Crispy Salmon Bowls with Pesto Spaghetti Squash

A bright, satisfying bowl of roasted spaghetti squash and sautéed vegetables tossed with pesto and topped with crispy broiled salmon.
Prep Time 15 minutes
Cook Time 1 hour
Total Time 1 hour 15 minutes
Servings 2 servings

Equipment

  • Baking sheet or roasting pan
  • Large Skillet
  • casserole dish or ovenproof pan
  • Tongs or spatula
  • Fork
  • Knife
  • Cutting Board

Ingredients
  

  • 1 large spaghetti squash roasted
  • 1 large crown broccoli chopped into florets
  • 2 large carrots peeled and chopped
  • 3 cups baby spinach
  • 1/2 cup Low-FODMAP pesto or pesto of choice
  • 1/2 teaspoon sea salt to taste
  • 1 1-pound salmon fillet
  • 2 teaspoons avocado oil or olive oil
  • 2 teaspoons ground paprika
  • 1 teaspoon ground ginger
  • 1 pinch sea salt to taste (for salmon)

Instructions
 

  • Preheat oven and roast the spaghetti squash until tender according to your preferred method; when cool enough to handle, split, remove seeds, and scrape flesh into strands with a fork.
  • When the squash has about 10 minutes left (or when ready to proceed), heat 1 teaspoon of the avocado oil in a large skillet over medium heat.
  • Add the chopped carrots and broccoli to the skillet, stir to coat, cover, and cook, stirring occasionally, until vegetables are tender-crisp, about 5 to 8 minutes.
  • Add the baby spinach, cover briefly, and cook until wilted, about 1 to 2 minutes; remove from heat.
  • Stir the roasted spaghetti squash strands into the skillet with the sautéed vegetables, add the pesto and 1/2 teaspoon sea salt, and toss until evenly coated; adjust seasoning if desired.
  • Position an oven rack one below the top (second from top) and set oven to high broil.

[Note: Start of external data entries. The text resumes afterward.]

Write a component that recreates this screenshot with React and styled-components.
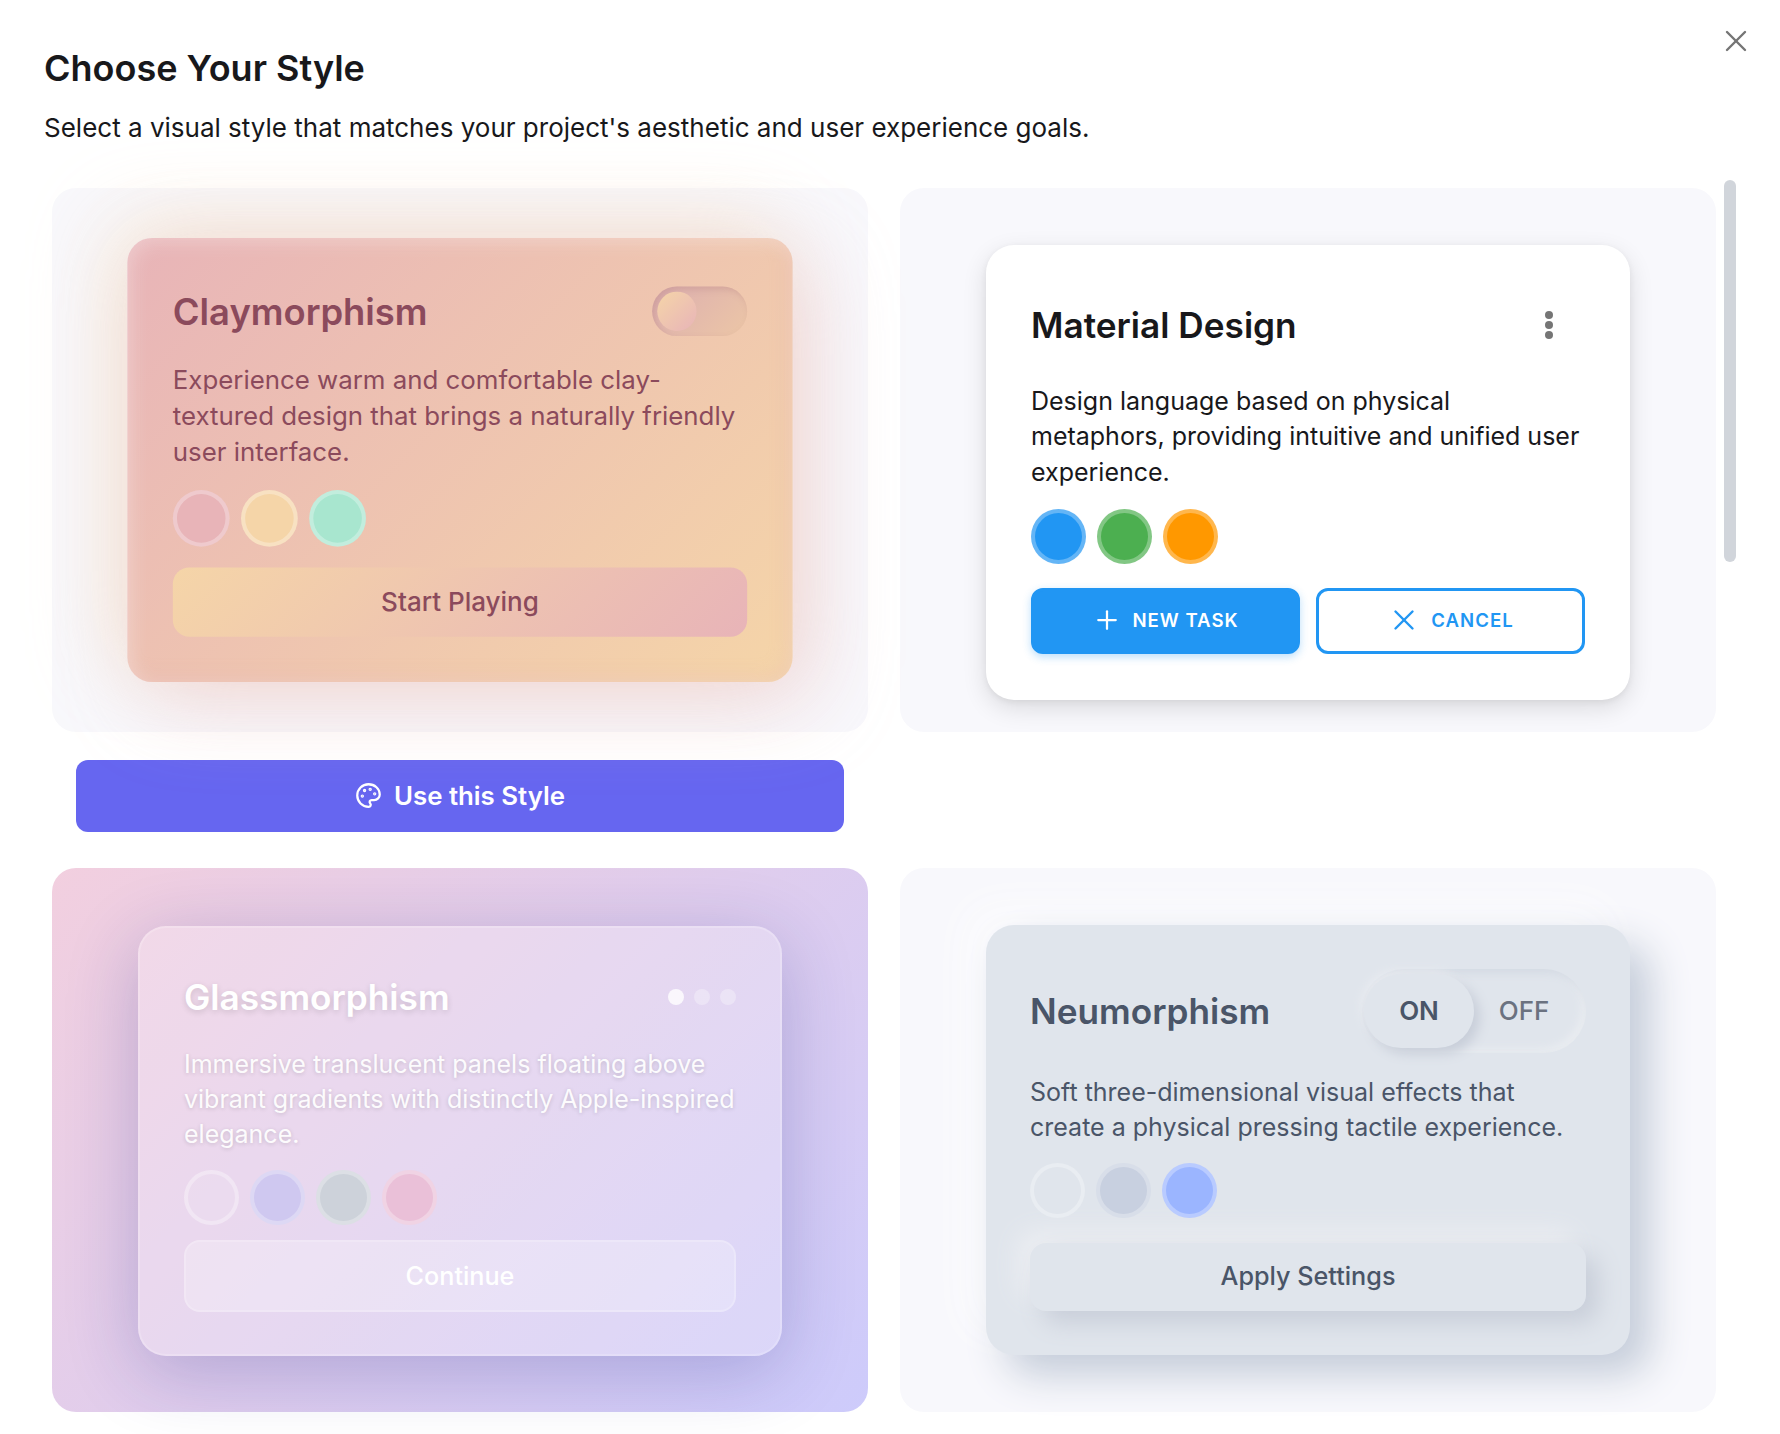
import React from 'react';
import styled, { createGlobalStyle } from 'styled-components';
import { Palette, Plus, X } from 'lucide-react';

const GlobalStyle = createGlobalStyle`
  * { box-sizing: border-box; }
  html, body { margin: 0; padding: 0; background: #fff; overflow: hidden; }
  body { font-family: Inter, "Liberation Sans", sans-serif; }
`;

const Modal = styled.div`
  position: relative;
  width: 1780px;
  height: 1434px;
  overflow: hidden;
  background: #fff;
  padding: 48px 0 0 44px;
`;

const CloseButton = styled.button`
  position: absolute;
  top: 23px;
  right: 26px;
  width: 36px;
  height: 36px;
  padding: 0;
  border: 0;
  background: none;
  color: #757575;
`;

const Title = styled.h1`
  margin: 0;
  font-size: 36px;
  line-height: 40px;
  font-weight: 600;
  color: #18181b;
`;

const Subtitle = styled.p`
  margin: 22px 0 0;
  font-size: 26px;
  line-height: 36px;
  color: #18181b;
`;

const Scrollbar = styled.div`
  position: absolute;
  top: 180px;
  left: 1724px;
  width: 12px;
  height: 382px;
  border-radius: 6px;
  background: #d1d5db;
`;

const Grid = styled.div`
  display: grid;
  grid-template-columns: 816px 816px;
  column-gap: 32px;
  row-gap: 36px;
  margin: 42px 0 0 8px;
  align-items: start;
`;

const Column = styled.div`
  display: flex;
  flex-direction: column;
`;

const Panel = styled.div`
  height: 544px;
  border-radius: 24px;
  background: ${p => p.$bg || '#f8f8fc'};
  display: flex;
  align-items: center;
  justify-content: center;
`;

const UseButton = styled.button`
  margin: 28px 24px 0;
  height: 72px;
  padding-bottom: 2px;
  border: 0;
  border-radius: 12px;
  background: #6666f0;
  color: #fff;
  font-family: inherit;
  font-size: 25.8px;
  font-weight: 600;
  display: flex;
  align-items: center;
  justify-content: center;
  gap: 12px;
`;

const Card = styled.div`
  width: 644px;
  border-radius: 28px;
  padding: 44px;
`;

const ClayCard = styled(Card)`
  transform: scale(1.033);
  border-radius: 24px;
  background: linear-gradient(135deg, #e8b4b8 0%, #f5d5a8 100%);
  box-shadow:
    20px 20px 80px rgba(232, 180, 184, 0.42),
    -14px -14px 80px rgba(245, 213, 168, 0.42),
    inset 5px 5px 18px rgba(255, 255, 255, 0.28),
    inset -5px -5px 18px rgba(232, 180, 184, 0.25);
`;

const MaterialCard = styled(Card)`
  margin-top: 25px;
  padding: 46px 45px;
  background: #fff;
  box-shadow: 0 8px 24px rgba(0, 0, 0, 0.12), 0 2px 6px rgba(0, 0, 0, 0.06);
`;

const GlassCard = styled(Card)`
  margin-top: 2px;
  padding-bottom: 42px;
  border: 2px solid rgba(255, 255, 255, 0.18);
  background: rgba(255, 255, 255, 0.22);
  box-shadow: 0 16px 72px rgba(31, 38, 135, 0.24);
`;

const NeuCard = styled(Card)`
  background: #e0e5ec;
  box-shadow: 20px 20px 40px #c4ccd9, -20px -20px 40px #fbfbfd;
`;

const CardHeader = styled.div`
  display: flex;
  align-items: center;
  justify-content: space-between;
  height: ${p => p.$h}px;
  margin-bottom: ${p => p.$mb}px;
`;

const CardTitle = styled.h2`
  margin: 0;
  font-size: 35.2px;
  font-weight: 600;
  color: ${p => p.$color};
  text-shadow: ${p => p.$glow ? '0 2px 6px rgba(0,0,0,0.14)' : 'none'};
`;

const Description = styled.p`
  margin: 0;
  font-size: 25px;
  line-height: 35.2px;
  color: ${p => p.$color};
  text-shadow: ${p => p.$glow ? '0 1px 4px rgba(0,0,0,0.16)' : 'none'};
`;

const Swatches = styled.div`
  display: flex;
  gap: 11px;
  margin: ${p => p.$mt}px 0 ${p => p.$mb}px;
`;

const Swatch = styled.span`
  width: 55px;
  height: 55px;
  border-radius: 50%;
  background: ${p => p.$color};
  border: 4px solid rgba(255, 255, 255, 0.3);
`;

const ClayToggle = styled.div`
  width: 92px;
  height: 48px;
  margin-top: 1px;
  border-radius: 24px;
  padding: 5px;
  background: linear-gradient(135deg, #dcaeb0, #ecc6a6);
  box-shadow: inset 3px 3px 6px rgba(180, 130, 130, 0.35);
`;

const ClayThumb = styled.div`
  width: 38px;
  height: 38px;
  border-radius: 50%;
  background: linear-gradient(135deg, #f5d5a8, #e8b4b8);
`;

const ClayButton = styled.button`
  display: block;
  width: 100%;
  height: 67px;
  padding-bottom: 2px;
  border: 0;
  border-radius: 16px;
  background: linear-gradient(135deg, #f5d5a8, #e8b4b8);
  color: #8b4a5c;
  font-family: inherit;
  font-size: 25.2px;
  font-weight: 500;
`;

const GlassDots = styled.div`
  display: flex;
  gap: 10px;
`;

const GlassDot = styled.span`
  width: 16px;
  height: 16px;
  border-radius: 50%;
  background: rgba(255, 255, 255, ${p => p.$on ? 0.8 : 0.3});
`;

const GlassButton = styled.button`
  display: block;
  width: 100%;
  height: 72px;
  padding-bottom: 2px;
  border: 2px solid rgba(255, 255, 255, 0.2);
  border-radius: 16px;
  background: rgba(255, 255, 255, 0.25);
  color: #fff;
  font-family: inherit;
  font-size: 25.2px;
  font-weight: 500;
`;

const MoreButton = styled.svg`
  width: 36px;
  height: 36px;
  margin-right: 18px;
  fill: #757575;
`;

const MaterialActions = styled.div`
  display: grid;
  grid-template-columns: 1fr 1fr;
  gap: 16px;
`;

const MaterialButton = styled.button`
  height: 66px;
  padding-bottom: 2px;
  border-radius: 12px;
  border: 3px solid #2196f3;
  background: ${p => p.$filled ? '#2196f3' : '#fff'};
  color: ${p => p.$filled ? '#fff' : '#2196f3'};
  box-shadow: ${p => p.$filled ? '0 3px 8px rgba(33,150,243,0.3)' : 'none'};
  font-family: inherit;
  font-size: 18.6px;
  font-weight: 600;
  letter-spacing: 1px;
  display: flex;
  align-items: center;
  justify-content: center;
  gap: 10px;
`;

const NeuToggle = styled.div`
  width: 224px;
  height: 84px;
  border-radius: 42px;
  display: flex;
  align-items: center;
  padding-left: 2px;
  box-shadow: inset 4px 4px 8px #d4dae3, inset -4px -4px 8px #eaedf1;
  font-size: 26px;
`;

const NeuOn = styled.div`
  width: 110px;
  height: 74px;
  border-radius: 37px;
  background: #e0e5ec;
  color: #4a5568;
  font-weight: 600;
  display: flex;
  align-items: center;
  justify-content: center;
  box-shadow: 6px 6px 12px #c8ced9, -4px -4px 8px #e8ebf0;
`;

const NeuOff = styled.div`
  flex: 1;
  padding-right: 12px;
  color: #6b7280;
  font-weight: 500;
  text-align: center;
`;

const NeuButton = styled.button`
  display: block;
  width: 100%;
  height: 68px;
  padding-bottom: 3px;
  border: 0;
  border-radius: 16px;
  background: #e0e5ec;
  color: #4a5568;
  font-family: inherit;
  font-size: 25.2px;
  font-weight: 500;
  box-shadow: 12px 12px 24px #c8ced9, -12px -12px 24px #eceef2;
`;

export default function App() {
  return (
    <Modal>
      <GlobalStyle />
      <CloseButton><X size={36} strokeWidth={1.6} /></CloseButton>
      <Title>Choose Your Style</Title>
      <Subtitle>Select a visual style that matches your project's aesthetic and user experience goals.</Subtitle>
      <Scrollbar />

      <Grid>
        <Column>
          <Panel>
            <ClayCard>
              <CardHeader $h={53} $mb={23}>
                <CardTitle $color="#8b4a5c">Claymorphism</CardTitle>
                <ClayToggle><ClayThumb /></ClayToggle>
              </CardHeader>
              <Description $color="#8b4a5c">
                Experience warm and comfortable clay-textured design that brings a naturally friendly user interface.
              </Description>
              <Swatches $mt={18} $mb={20}>
                <Swatch $color="#e8b4b8" />
                <Swatch $color="#f5d5a8" />
                <Swatch $color="#a8e6cf" />
              </Swatches>
              <ClayButton>Start Playing</ClayButton>
            </ClayCard>
          </Panel>
          <UseButton><Palette size={27} strokeWidth={2} />Use this Style</UseButton>
        </Column>

        <Panel>
          <MaterialCard>
            <CardHeader $h={68} $mb={25}>
              <CardTitle $color="#18181b">Material Design</CardTitle>
              <MoreButton viewBox="0 0 36 36">
                <circle cx="18" cy="8" r="4" />
                <circle cx="18" cy="18" r="4" />
                <circle cx="18" cy="28" r="4" />
              </MoreButton>
            </CardHeader>
            <Description $color="#18181b">
              Design language based on physical metaphors, providing intuitive and unified user experience.
            </Description>
            <Swatches $mt={19} $mb={24}>
              <Swatch $color="#2196f3" />
              <Swatch $color="#4caf50" />
              <Swatch $color="#ff9800" />
            </Swatches>
            <MaterialActions>
              <MaterialButton $filled><Plus size={30} strokeWidth={1.8} />NEW TASK</MaterialButton>
              <MaterialButton><X size={34} strokeWidth={1.7} />CANCEL</MaterialButton>
            </MaterialActions>
          </MaterialCard>
        </Panel>

        <Panel $bg="linear-gradient(135deg, #f2cfdf 0%, #cdcbfb 100%)">
          <GlassCard>
            <CardHeader $h={50} $mb={25}>
              <CardTitle $color="#fff" $glow>Glassmorphism</CardTitle>
              <GlassDots>
                <GlassDot $on />
                <GlassDot />
                <GlassDot />
              </GlassDots>
            </CardHeader>
            <Description $color="rgba(255,255,255,0.95)" $glow>
              Immersive translucent panels floating above vibrant gradients with distinctly Apple-inspired elegance.
            </Description>
            <Swatches $mt={18} $mb={15}>
              <Swatch $color="rgba(255,255,255,0.08)" />
              <Swatch $color="#cfc8f0" />
              <Swatch $color="#cdd2da" />
              <Swatch $color="#eac0d8" />
            </Swatches>
            <GlassButton>Continue</GlassButton>
          </GlassCard>
        </Panel>

        <Panel>
          <NeuCard>
            <CardHeader $h={84} $mb={22}>
              <CardTitle $color="#4a5568">Neumorphism</CardTitle>
              <NeuToggle>
                <NeuOn>ON</NeuOn>
                <NeuOff>OFF</NeuOff>
              </NeuToggle>
            </CardHeader>
            <Description $color="#4a5568">
              Soft three-dimensional visual effects that create a physical pressing tactile experience.
            </Description>
            <Swatches $mt={18} $mb={25}>
              <Swatch $color="#e0e5ec" />
              <Swatch $color="#c8d0e0" />
              <Swatch $color="#9bb5ff" />
            </Swatches>
            <NeuButton>Apply Settings</NeuButton>
          </NeuCard>
        </Panel>
      </Grid>
    </Modal>
  );
}
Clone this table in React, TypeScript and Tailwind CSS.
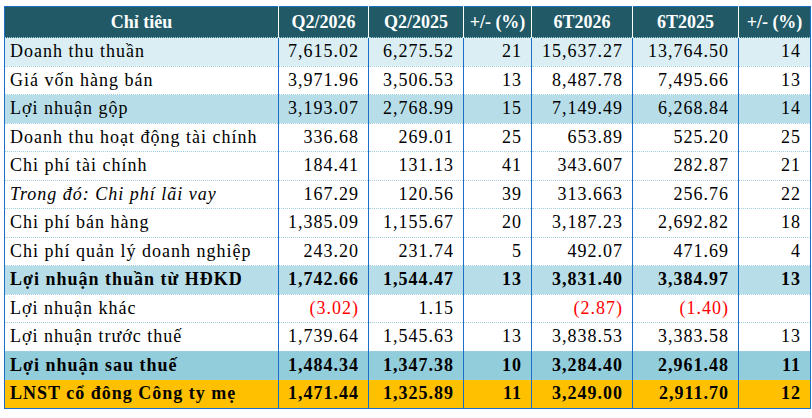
type Row = {
  label: string;
  values: string[];
  bg: string;
  bold?: boolean;
  italic?: boolean;
};

const rows: Row[] = [
  { label: "Doanh thu thuần", values: ["7,615.02", "6,275.52", "21", "15,637.27", "13,764.50", "14"], bg: "bg-[#daeef3]" },
  { label: "Giá vốn hàng bán", values: ["3,971.96", "3,506.53", "13", "8,487.78", "7,495.66", "13"], bg: "bg-white" },
  { label: "Lợi nhuận gộp", values: ["3,193.07", "2,768.99", "15", "7,149.49", "6,268.84", "14"], bg: "bg-[#b7dee8]" },
  { label: "Doanh thu hoạt động tài chính", values: ["336.68", "269.01", "25", "653.89", "525.20", "25"], bg: "bg-white" },
  { label: "Chi phí tài chính", values: ["184.41", "131.13", "41", "343.607", "282.87", "21"], bg: "bg-white" },
  { label: "Trong đó: Chi phí lãi vay", values: ["167.29", "120.56", "39", "313.663", "256.76", "22"], bg: "bg-white", italic: true },
  { label: "Chi phí bán hàng", values: ["1,385.09", "1,155.67", "20", "3,187.23", "2,692.82", "18"], bg: "bg-white" },
  { label: "Chi phí quản lý doanh nghiệp", values: ["243.20", "231.74", "5", "492.07", "471.69", "4"], bg: "bg-white" },
  { label: "Lợi nhuận thuần từ HĐKD", values: ["1,742.66", "1,544.47", "13", "3,831.40", "3,384.97", "13"], bg: "bg-[#b7dee8]", bold: true },
  { label: "Lợi nhuận khác", values: ["(3.02)", "1.15", "", "(2.87)", "(1.40)", ""], bg: "bg-white" },
  { label: "Lợi nhuận trước thuế", values: ["1,739.64", "1,545.63", "13", "3,838.53", "3,383.58", "13"], bg: "bg-white" },
  { label: "Lợi nhuận sau thuế", values: ["1,484.34", "1,347.38", "10", "3,284.40", "2,961.48", "11"], bg: "bg-[#92cddc]", bold: true },
  { label: "LNST cổ đông Công ty mẹ", values: ["1,471.44", "1,325.89", "11", "3,249.00", "2,911.70", "12"], bg: "bg-[#ffc000]", bold: true },
];

const headers = ["Q2/2026", "Q2/2025", "+/- (%)", "6T2026", "6T2025", "+/- (%)"];

export default function App() {
  return (
    <div className="w-[812px] h-[418px] bg-white pt-[6px] pl-[4px] font-['Liberation_Serif',serif] text-[18px] text-black">
      <table className="w-[806px] table-fixed border-collapse border border-[#1b6fc8]">
        <colgroup>
          <col className="w-[274px]" />
          <col className="w-[90px]" />
          <col className="w-[95px]" />
          <col className="w-[68px]" />
          <col className="w-[101px]" />
          <col className="w-[106px]" />
          <col className="w-[72px]" />
        </colgroup>
        <thead>
          <tr className="h-[31px] bg-[#215967] text-white font-bold">
            <th className="text-center font-bold border-r border-white">Chỉ tiêu</th>
            {headers.map((h, i) => (
              <th key={i} className="text-center font-bold border-r border-white last:border-r-0">
                {h}
              </th>
            ))}
          </tr>
        </thead>
        <tbody className="tracking-[1px]">
          {rows.map((r, i) => (
            <tr
              key={i}
              className={`h-[28.5px] ${r.bg} ${r.bold ? "font-bold" : ""} border-t border-dotted border-t-[#9fcfe0]`}
            >
              <td className={`pl-[5px] whitespace-nowrap border-r border-[#1b6fc8] ${r.italic ? "italic" : ""}`}>
                {r.label}
              </td>
              {r.values.map((v, j) => (
                <td
                  key={j}
                  className={`text-right pr-[9px] whitespace-nowrap border-r border-[#1b6fc8] ${
                    v.startsWith("(") ? "text-[#ff0000] font-normal" : ""
                  }`}
                >
                  {v}
                </td>
              ))}
            </tr>
          ))}
        </tbody>
      </table>
    </div>
  );
}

Lightly oil a casserole dish and place the salmon fillet in it.
  • Drizzle the salmon with the remaining 1 teaspoon avocado oil and rub to coat evenly. Sprinkle the paprika, ground ginger, and a pinch of sea salt over the top.
  • Broil the salmon 10 to 15 minutes, depending on thickness, until the top is golden and the fish flakes easily; remove and let rest 5 minutes.
  • Divide the pesto spaghetti squash and vegetables between 2 to 3 bowls, top with pieces of crispy salmon, and serve.

Notes

  • Use store-bought pesto or homemade Low-FODMAP pesto as labeled.
  • Roast spaghetti squash until tender so strands separate easily.
  • Watch the broiler closely to avoid overcooking the salmon.
  • Adjust salt and pesto to taste before serving.